BMO Harris Bank
Networking events are great opportunities to expand your relationship base, but only if you actually network once you get there. It can feel like so much effort to find a worthwhile networking event, register, block calendar time and then overcome the jittery nerves many people experience upon entering that you feel like your job is done by the time you arrive. Having a drink with people you already know as you listen to the speaker may deepen existing relationships but it won’t support your efforts to broaden your base.
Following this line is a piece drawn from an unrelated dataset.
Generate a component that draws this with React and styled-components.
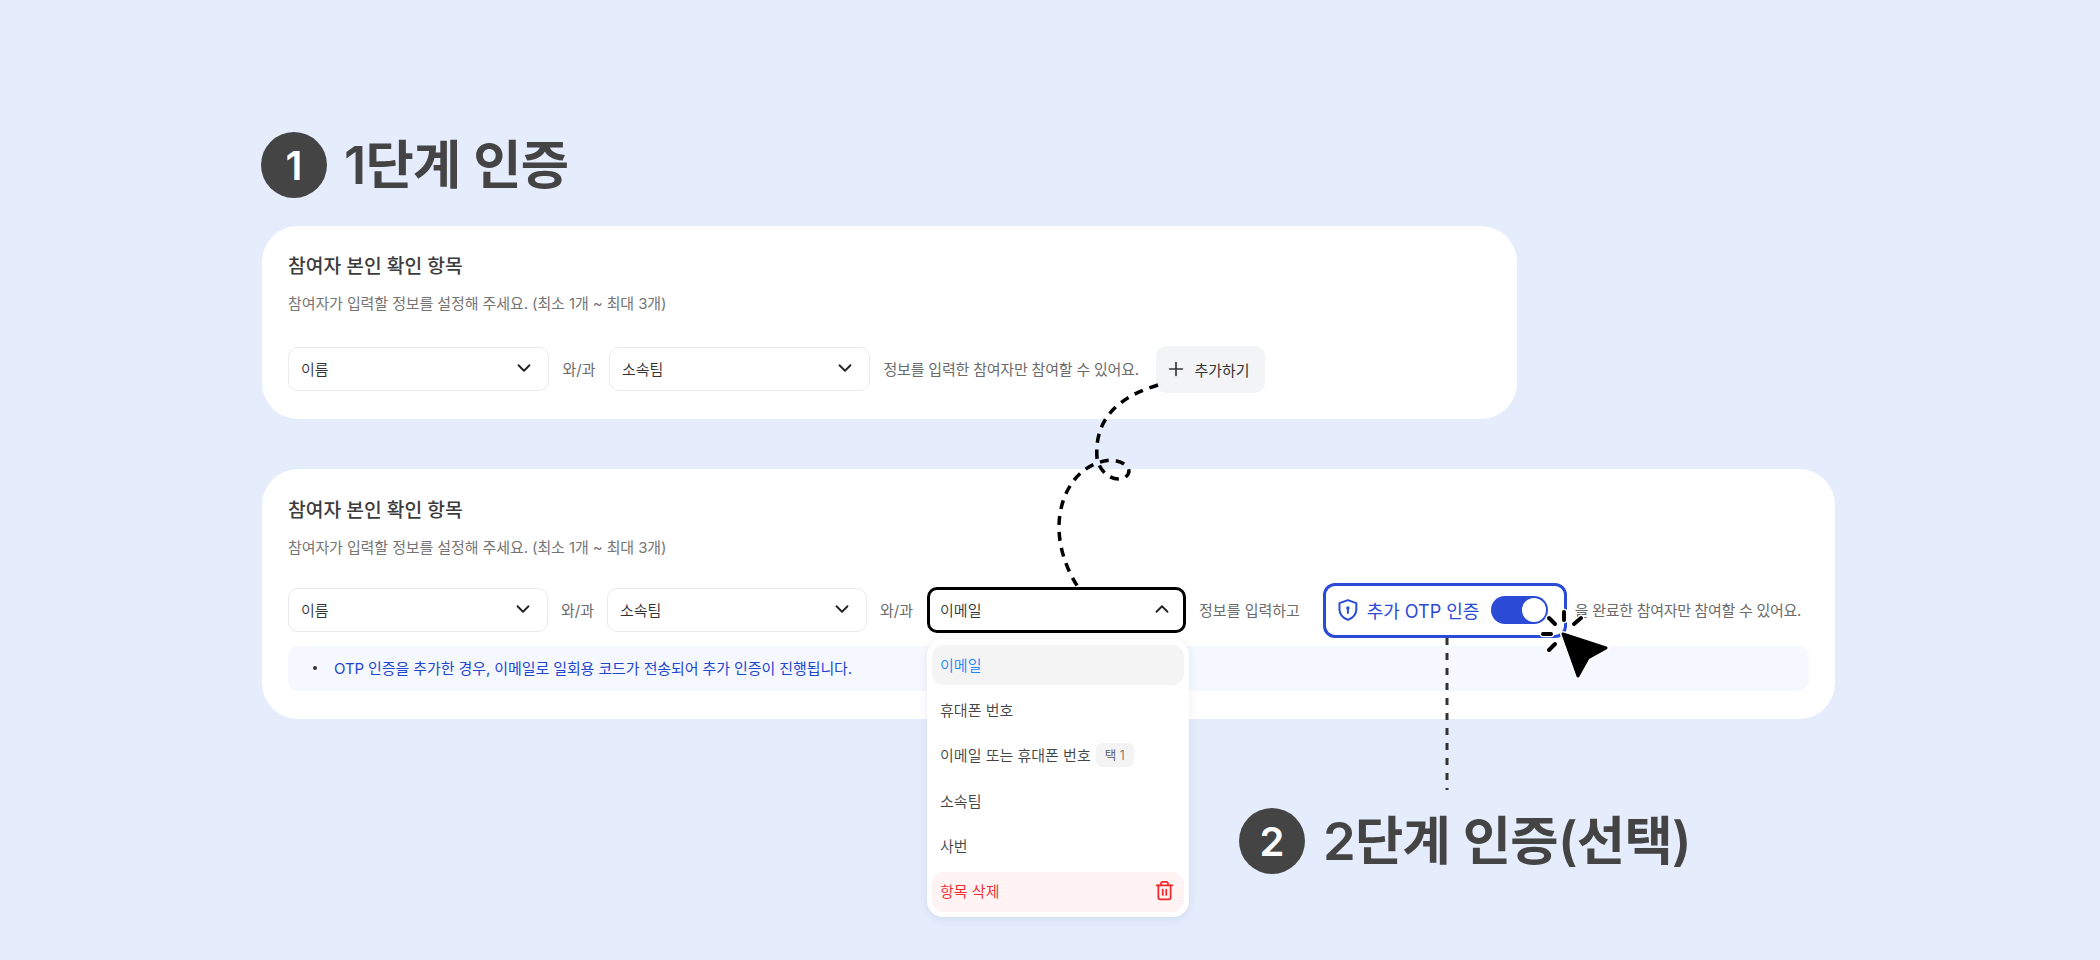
import React from 'react';
import styled, { createGlobalStyle } from 'styled-components';
import { ChevronDown, ChevronUp, Plus, Trash2 } from 'lucide-react';

const GlobalStyle = createGlobalStyle`
  html, body {
    margin: 0;
    padding: 0;
    background: #e5edfd;
  }
  * {
    box-sizing: border-box;
  }
`;

const Page = styled.div`
  position: relative;
  width: 2100px;
  height: 960px;
  overflow: hidden;
  padding: 132px 0 0 262px;
  background: #e5edfd;
  font-family: Inter, 'Noto Sans CJK KR', sans-serif;
  color: #444;
`;

const StepHeading = styled.div`
  display: flex;
  align-items: center;
  gap: ${(p) => p.$gap || 17}px;
  height: 66px;
  margin-left: ${(p) => p.$indent || -1}px;
  margin-top: ${(p) => p.$top || 0}px;
`;

const StepNumber = styled.div`
  display: flex;
  align-items: center;
  justify-content: center;
  width: 66px;
  height: 66px;
  border-radius: 50%;
  background: #444;
  color: #fff;
  font-size: 40px;
  font-weight: 600;
`;

const StepTitle = styled.h2`
  margin: 0;
  font-size: 52.5px;
  line-height: 66px;
  font-weight: 600;
  color: #444;
  letter-spacing: -0.7px;
`;

const Card = styled.section`
  width: ${(p) => p.$width}px;
  height: ${(p) => p.$height}px;
  margin-top: ${(p) => p.$top}px;
  padding: ${(p) => p.$pad}px 26px 0;
  background: #fff;
  border-radius: 36px;
`;

const CardTitle = styled.h3`
  margin: 0;
  font-size: 19.25px;
  line-height: 28px;
  font-weight: 500;
  color: #3c3c3c;
`;

const CardHint = styled.p`
  margin: 13px 0 0;
  font-size: 15px;
  line-height: 22px;
  color: #757575;
  letter-spacing: -0.1px;
`;

const Row = styled.div`
  display: flex;
  align-items: center;
  gap: ${(p) => p.$gap}px;
  height: 56px;
  margin-top: ${(p) => p.$top}px;
`;

const SelectBox = styled.div`
  position: relative;
  display: flex;
  align-items: center;
  justify-content: space-between;
  flex: none;
  width: ${(p) => p.$width}px;
  height: ${(p) => (p.$open ? 46 : 44)}px;
  margin-left: ${(p) => (p.$open ? 1 : 0)}px;
  padding: 0 ${(p) => (p.$open ? 10 : 13)}px 2px ${(p) => (p.$open ? 10 : 12)}px;
  border: ${(p) => (p.$open ? '3px solid #000' : '1px solid #eaeaea')};
  border-radius: 10px;
  background: #fff;
  font-size: 15px;
  font-weight: 350;
  color: #333;
`;

const RowText = styled.span`
  flex: none;
  padding-bottom: 2px;
  font-size: 15px;
  color: #6b6b6b;
  white-space: nowrap;
  letter-spacing: ${(p) => p.$tight || 0}px;
  margin-left: ${(p) => p.$left || 0}px;
`;

const AddButton = styled.button`
  display: flex;
  align-items: center;
  gap: 7px;
  flex: none;
  width: 109px;
  height: 47px;
  margin-left: 4px;
  padding: 0 9px;
  border: 0;
  border-radius: 10px;
  background: #f2f4f6;
  font: inherit;
  font-size: 15px;
  color: #333;
  white-space: nowrap;
`;

const OtpBox = styled.div`
  position: relative;
  display: flex;
  align-items: center;
  flex: none;
  width: 244px;
  height: 55px;
  margin-left: 10px;
  padding: 0 16px 0 11px;
  border: 3px solid #2b4bd6;
  border-radius: 12px;
  color: #2b4bd6;
  font-size: 18px;
  background: #fff;
`;

const OtpLabel = styled.span`
  margin-left: 8px;
  white-space: nowrap;
`;

const Toggle = styled.span`
  display: flex;
  align-items: center;
  justify-content: flex-end;
  width: 57px;
  height: 28px;
  margin-left: 12px;
  padding-right: 2px;
  border-radius: 14px;
  background: #2b4bd6;
`;

const ToggleKnob = styled.span`
  width: 24px;
  height: 24px;
  border-radius: 50%;
  background: #fff;
`;

const Notice = styled.div`
  display: flex;
  align-items: center;
  gap: 17px;
  width: 1521px;
  height: 45px;
  margin-top: 8px;
  padding: 0 0 2px 25px;
  border-radius: 10px;
  background: #f5f9ff;
  font-size: 15px;
  color: #1f46d0;
  letter-spacing: -0.1px;
`;

const NoticeDot = styled.span`
  width: 4px;
  height: 4px;
  border-radius: 50%;
  background: #333;
`;

const Menu = styled.div`
  position: absolute;
  top: 49px;
  left: -3px;
  width: 262px;
  padding: 6px 5px 5px;
  display: flex;
  flex-direction: column;
  gap: 5.4px;
  background: #fff;
  border-radius: 16px;
  box-shadow: 0 2px 10px rgba(40, 60, 110, 0.1);
  z-index: 3;
`;

const MenuItem = styled.div`
  display: flex;
  align-items: center;
  justify-content: space-between;
  height: 40px;
  padding: 0 9px 2px 8px;
  border-radius: 12px;
  font-size: 15px;
  font-weight: 350;
  color: ${(p) => (p.$danger ? '#f0282d' : p.$active ? '#1a85ff' : '#444')};
  background: ${(p) => (p.$danger ? '#fff3f3' : p.$active ? '#f4f4f4' : 'transparent')};
`;

const MenuLabel = styled.span`
  display: flex;
  align-items: center;
  gap: 5px;
`;

const Badge = styled.span`
  display: inline-flex;
  align-items: center;
  justify-content: center;
  width: 38px;
  height: 24px;
  border-radius: 6px;
  background: #f4f4f4;
  font-size: 12.5px;
  color: #555;
`;

const Overlay = styled.svg`
  position: absolute;
  left: 0;
  top: 0;
  width: 2100px;
  height: 960px;
  pointer-events: none;
  z-index: 4;
`;

const ShieldIcon = () => (
  <svg width="22" height="24" viewBox="0 0 22 24" fill="none" stroke="#2b4bd6" strokeWidth="2" strokeLinejoin="round">
    <path d="M11 2 L19.5 5 V11.5 C19.5 16.5 16 20 11 22 C6 20 2.5 16.5 2.5 11.5 V5 Z" />
    <circle cx="11" cy="10" r="1.7" fill="#2b4bd6" stroke="none" />
    <path d="M11 10 V15" strokeLinecap="round" />
  </svg>
);

const Identity = ({ compact }) => {
  const w = compact ? 260 : 261;
  return (
    <>
      <SelectBox $width={w}>
        이름
        <ChevronDown size={22} color="#222" />
      </SelectBox>
      <RowText>와/과</RowText>
      <SelectBox $width={w}>
        소속팀
        <ChevronDown size={22} color="#222" />
      </SelectBox>
    </>
  );
};

const menuItems = ['휴대폰 번호', '이메일 또는 휴대폰 번호', '소속팀', '사번'];

const sparks = ['M1564 612 V620', 'M1549 618 L1555 624', 'M1574 624 L1581 618', 'M1543 634 H1551', 'M1549 650 L1555 644'];
const arrow = 'M1563 634 L1606 648 L1588 658 L1578 676 Z';

export default function App() {
  return (
    <Page>
      <GlobalStyle />
      <StepHeading>
        <StepNumber>1</StepNumber>
        <StepTitle>1단계 인증</StepTitle>
      </StepHeading>

      <Card $width={1255} $height={193} $top={28} $pad={26}>
        <CardTitle>참여자 본인 확인 항목</CardTitle>
        <CardHint>참여자가 입력할 정보를 설정해 주세요. (최소 1개 ~ 최대 3개)</CardHint>
        <Row $top={26} $gap={13.5}>
          <Identity />
          <RowText $tight={-0.2}>정보를 입력한 참여자만 참여할 수 있어요.</RowText>
          <AddButton>
            <Plus size={22} strokeWidth={1.8} />
            추가하기
          </AddButton>
        </Row>
      </Card>

      <Card $width={1573} $height={250} $top={50} $pad={27}>
        <CardTitle>참여자 본인 확인 항목</CardTitle>
        <CardHint>참여자가 입력할 정보를 설정해 주세요. (최소 1개 ~ 최대 3개)</CardHint>
        <Row $top={23} $gap={13}>
          <Identity compact />
          <RowText>와/과</RowText>
          <SelectBox $width={259} $open>
            이메일
            <ChevronUp size={22} color="#222" />
            <Menu>
              <MenuItem $active>이메일</MenuItem>
              {menuItems.map((item) => (
                <MenuItem key={item}>
                  <MenuLabel>
                    {item}
                    {item.includes('또는') && <Badge>택 1</Badge>}
                  </MenuLabel>
                </MenuItem>
              ))}
              <MenuItem $danger>
                항목 삭제
                <Trash2 size={21} color="#f0282d" strokeWidth={2} />
              </MenuItem>
            </Menu>
          </SelectBox>
          <RowText>정보를 입력하고</RowText>
          <OtpBox>
            <ShieldIcon />
            <OtpLabel>추가 OTP 인증</OtpLabel>
            <Toggle>
              <ToggleKnob />
            </Toggle>
          </OtpBox>
          <RowText $left={-5} $tight={-0.3}>
            을 완료한 참여자만 참여할 수 있어요.
          </RowText>
        </Row>
        <Notice>
          <NoticeDot />
          OTP 인증을 추가한 경우, 이메일로 일회용 코드가 전송되어 추가 인증이 진행됩니다.
        </Notice>
      </Card>

      <StepHeading $indent={977} $top={89} $gap={18}>
        <StepNumber>2</StepNumber>
        <StepTitle>2단계 인증(선택)</StepTitle>
      </StepHeading>

      <Overlay viewBox="0 0 2100 960" fill="none">
        <path
          d="M1158 385 C1122 396 1094 416 1097 458 C1100 474 1114 482 1124 478 C1134 472 1128 462 1112 460 C1078 462 1059 494 1059 527 C1059 550 1068 572 1078 587"
          stroke="#000"
          strokeWidth="3.5"
          strokeDasharray="9 7"
        />
        <path d="M1447 638 V790" stroke="#333" strokeWidth="3" strokeDasharray="7 8" />
        <g strokeLinecap="round">
          {sparks.map((d) => (
            <path key={d} d={d} stroke="#fff" strokeWidth="6.5" />
          ))}
          {sparks.map((d) => (
            <path key={`${d}-ink`} d={d} stroke="#000" strokeWidth="4" />
          ))}
        </g>
        <path d={arrow} fill="#000" stroke="#fff" strokeWidth="6" strokeLinejoin="round" />
        <path d={arrow} fill="#000" stroke="#000" strokeWidth="3" strokeLinejoin="round" />
      </Overlay>
    </Page>
  );
}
Kim Merchant found networking events more productive once she began challenging herself to make just one extra connection at each event. Early in her career she heard a particularly inspirational speaker at a women’s networking meeting. Once back at her desk, she emailed the speaker and described the personal impact the presentation had made. Kim admits it was “a little intimidating” to reach out to this senior-level woman but she pushed herself out of her comfort zone and hit “send”. She received no response and put it behind her. By coincidence, she later found herself in a business meeting with the speaker. She once again pushed herself to connect and differentiated her introduction by describing herself as “the one who sent that email after the networking event.” No need for the reminder, though, as the speaker clearly recognized Kim’s name and remembered the email. After graciously thanking Kim for the kind note, they briefly conversed and Kim walked away happy at the fortunate turn of events that had allowed her to make a connection with this seasoned executive.
A few months later Kim received an email out of the blue inviting her to join the woman at a table she had purchased at an industry event. As Kim sat at the table full of successful executives, further expanding her network, she realized that her good fortune was all because she had taken the simple extra steps of sending one follow-up email and making an introduction when the opportunity arose. This success cemented the lesson. It also taught her that a non-response is often less about her and more about the target being busy. Now rather than become discouraged and take it personally when she receives no response, she reminds herself her actions still may form a positive impression and lay the groundwork for a future touchpoint.
In our research, we learned most men and women dislike networking. Women in particular can get discouraged when they feel they don’t fit in or see a confident man walking out with a stack of new business cards. We love the simplicity of Kim’s approach. No reason to beat yourself up for not being the life of the party and talking to everyone. Just focus on finding one valuable new connection. Review attendee or presenter lists pre-event if possible and specifically target valuable connections. Psych yourself up to join a group of strangers and introduce yourself or ask a colleague to make an introduction. Block 15 minutes on your calendar the day after an event to follow up via email or phone and to connect via LinkedIn. Thank them, schedule coffee, or simply share some relevant information or potential introductions. Type a few notes in your contact database and then share relevant information you come across in the future. These steps can turn a soon-to-be-forgotten handshake into a mutually beneficial relationship.
Challenge yourself to make one valuable new connection at every event. It may not seem like much but imagine how broad your network can be two years from now if you adopt this practice.
Kim Merchant is a Vice President in the BMO Harris Bank Sponsor Finance group, where she originates, structures, underwrites and manages senior debt investments. Kim continues to challenge herself to make at least one extra connection whenever she is with a new group of people, growing her valuable network one person at a time.